### Objective
Copy out all lines that carry the word "components".

### Entries shown
* Begin *

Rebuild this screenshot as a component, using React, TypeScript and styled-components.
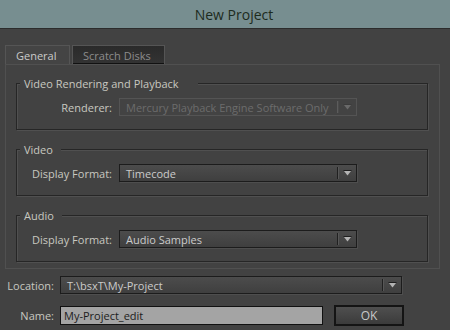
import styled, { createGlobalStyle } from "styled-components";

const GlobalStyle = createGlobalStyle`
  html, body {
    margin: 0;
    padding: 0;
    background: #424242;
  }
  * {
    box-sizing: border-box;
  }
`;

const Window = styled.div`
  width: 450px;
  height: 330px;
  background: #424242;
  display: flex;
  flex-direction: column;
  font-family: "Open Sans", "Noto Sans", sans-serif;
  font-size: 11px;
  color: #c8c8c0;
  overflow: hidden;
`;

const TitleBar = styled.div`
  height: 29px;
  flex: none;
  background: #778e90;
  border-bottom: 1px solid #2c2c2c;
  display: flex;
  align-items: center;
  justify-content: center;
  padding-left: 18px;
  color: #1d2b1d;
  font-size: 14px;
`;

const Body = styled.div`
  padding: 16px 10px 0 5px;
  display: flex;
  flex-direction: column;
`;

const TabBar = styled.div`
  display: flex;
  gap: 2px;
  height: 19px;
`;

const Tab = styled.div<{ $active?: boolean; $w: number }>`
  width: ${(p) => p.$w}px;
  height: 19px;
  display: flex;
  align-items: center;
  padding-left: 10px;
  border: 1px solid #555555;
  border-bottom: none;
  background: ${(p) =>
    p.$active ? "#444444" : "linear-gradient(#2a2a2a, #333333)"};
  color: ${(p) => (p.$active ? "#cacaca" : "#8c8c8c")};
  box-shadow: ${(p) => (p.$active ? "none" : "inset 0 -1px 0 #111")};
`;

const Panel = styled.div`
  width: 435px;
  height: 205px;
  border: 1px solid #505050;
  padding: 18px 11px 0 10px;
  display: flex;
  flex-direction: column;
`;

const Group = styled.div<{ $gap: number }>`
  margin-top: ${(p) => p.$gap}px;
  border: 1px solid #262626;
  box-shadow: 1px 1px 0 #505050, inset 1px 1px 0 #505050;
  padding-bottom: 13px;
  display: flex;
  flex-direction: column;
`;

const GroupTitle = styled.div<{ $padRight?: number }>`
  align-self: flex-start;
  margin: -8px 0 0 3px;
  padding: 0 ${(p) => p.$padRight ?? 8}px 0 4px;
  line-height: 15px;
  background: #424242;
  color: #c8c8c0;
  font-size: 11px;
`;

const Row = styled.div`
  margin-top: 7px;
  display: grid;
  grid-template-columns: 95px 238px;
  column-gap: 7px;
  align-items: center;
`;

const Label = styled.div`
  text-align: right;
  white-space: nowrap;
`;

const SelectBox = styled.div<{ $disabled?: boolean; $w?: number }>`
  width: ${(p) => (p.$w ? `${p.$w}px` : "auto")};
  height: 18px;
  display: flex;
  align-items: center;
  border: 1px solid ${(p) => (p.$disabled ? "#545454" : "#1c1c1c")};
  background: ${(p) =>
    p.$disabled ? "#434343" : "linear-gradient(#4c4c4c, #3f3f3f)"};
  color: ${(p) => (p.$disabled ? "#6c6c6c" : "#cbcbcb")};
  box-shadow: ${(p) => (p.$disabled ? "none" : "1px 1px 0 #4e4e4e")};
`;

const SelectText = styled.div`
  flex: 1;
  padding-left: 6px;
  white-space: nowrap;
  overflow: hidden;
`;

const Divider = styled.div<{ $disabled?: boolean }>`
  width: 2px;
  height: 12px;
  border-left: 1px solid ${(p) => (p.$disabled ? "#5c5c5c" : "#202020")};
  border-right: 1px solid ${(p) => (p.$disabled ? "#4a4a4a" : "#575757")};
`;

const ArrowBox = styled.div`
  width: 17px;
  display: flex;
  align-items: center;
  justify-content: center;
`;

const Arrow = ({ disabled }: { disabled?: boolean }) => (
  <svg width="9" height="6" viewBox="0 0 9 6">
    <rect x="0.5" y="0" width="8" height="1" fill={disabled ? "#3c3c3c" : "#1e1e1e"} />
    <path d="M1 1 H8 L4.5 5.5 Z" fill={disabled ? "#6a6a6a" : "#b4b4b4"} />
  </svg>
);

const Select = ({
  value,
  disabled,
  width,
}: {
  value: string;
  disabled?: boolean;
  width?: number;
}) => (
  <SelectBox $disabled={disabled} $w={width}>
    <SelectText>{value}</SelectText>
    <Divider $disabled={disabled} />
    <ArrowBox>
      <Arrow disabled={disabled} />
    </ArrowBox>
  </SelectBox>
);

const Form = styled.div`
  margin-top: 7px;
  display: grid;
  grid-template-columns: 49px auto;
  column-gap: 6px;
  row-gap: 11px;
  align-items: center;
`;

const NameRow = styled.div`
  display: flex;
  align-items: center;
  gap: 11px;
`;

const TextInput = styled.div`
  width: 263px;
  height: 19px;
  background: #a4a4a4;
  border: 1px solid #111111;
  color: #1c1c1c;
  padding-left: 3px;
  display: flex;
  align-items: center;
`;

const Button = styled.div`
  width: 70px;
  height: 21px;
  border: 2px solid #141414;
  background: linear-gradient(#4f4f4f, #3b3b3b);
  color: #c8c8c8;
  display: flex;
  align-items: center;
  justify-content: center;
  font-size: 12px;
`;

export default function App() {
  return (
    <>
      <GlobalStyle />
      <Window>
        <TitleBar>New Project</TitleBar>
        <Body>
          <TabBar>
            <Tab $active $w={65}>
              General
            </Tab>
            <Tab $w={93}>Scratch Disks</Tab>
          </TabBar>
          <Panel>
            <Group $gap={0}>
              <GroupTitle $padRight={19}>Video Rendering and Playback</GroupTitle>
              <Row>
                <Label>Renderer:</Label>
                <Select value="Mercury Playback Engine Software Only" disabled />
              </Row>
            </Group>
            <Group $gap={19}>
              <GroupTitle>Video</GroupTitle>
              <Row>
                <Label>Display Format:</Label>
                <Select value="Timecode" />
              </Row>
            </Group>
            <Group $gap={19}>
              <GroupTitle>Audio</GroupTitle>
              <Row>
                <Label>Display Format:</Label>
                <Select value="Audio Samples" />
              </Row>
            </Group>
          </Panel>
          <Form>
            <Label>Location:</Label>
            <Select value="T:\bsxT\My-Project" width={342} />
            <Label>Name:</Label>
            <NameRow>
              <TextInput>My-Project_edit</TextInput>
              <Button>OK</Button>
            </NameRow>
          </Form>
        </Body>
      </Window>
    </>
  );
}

* End *
* Begin *

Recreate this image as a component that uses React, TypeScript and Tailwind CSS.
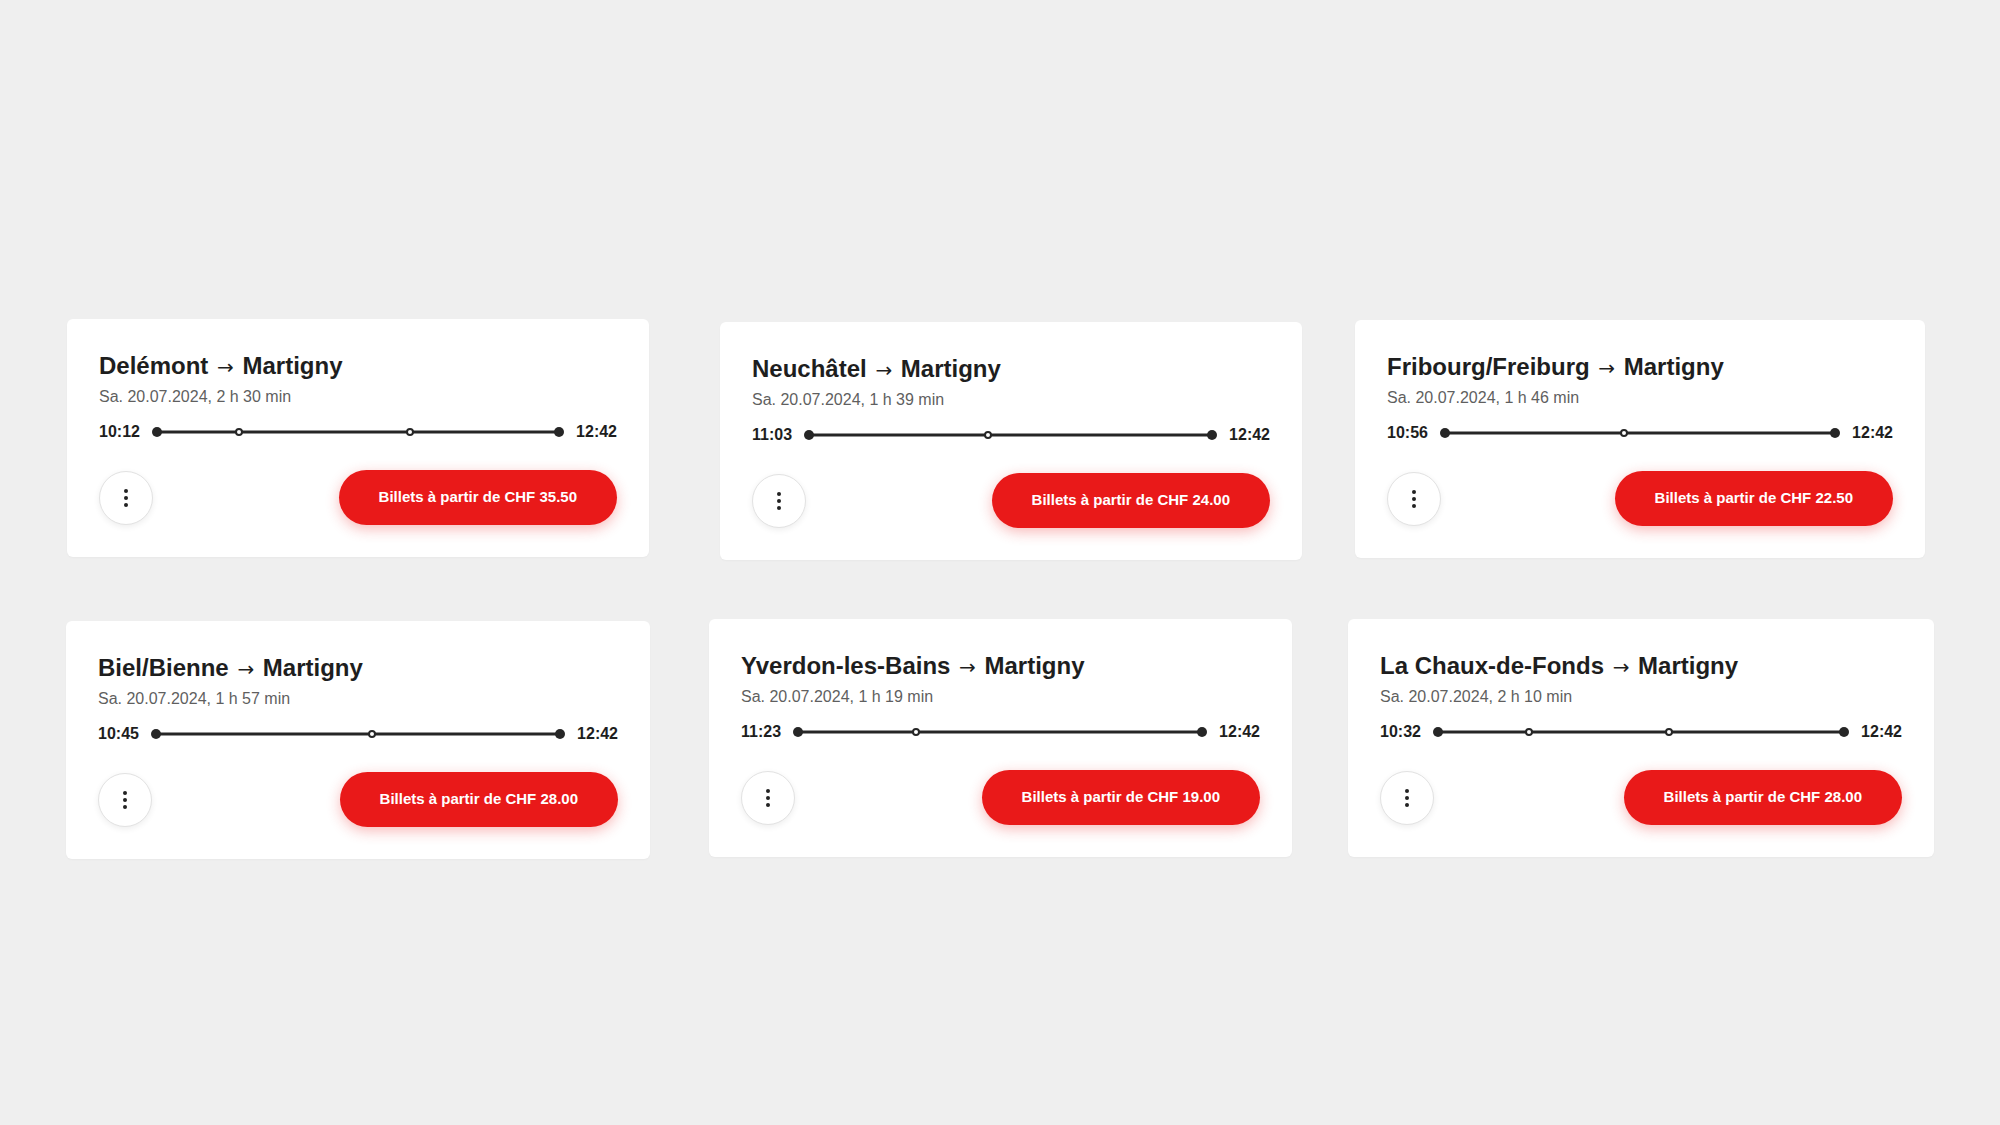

* End *

### Response
Rebuild this screenshot as a component, using React, TypeScript and styled-components.
import styled, { createGlobalStyle } from "styled-components";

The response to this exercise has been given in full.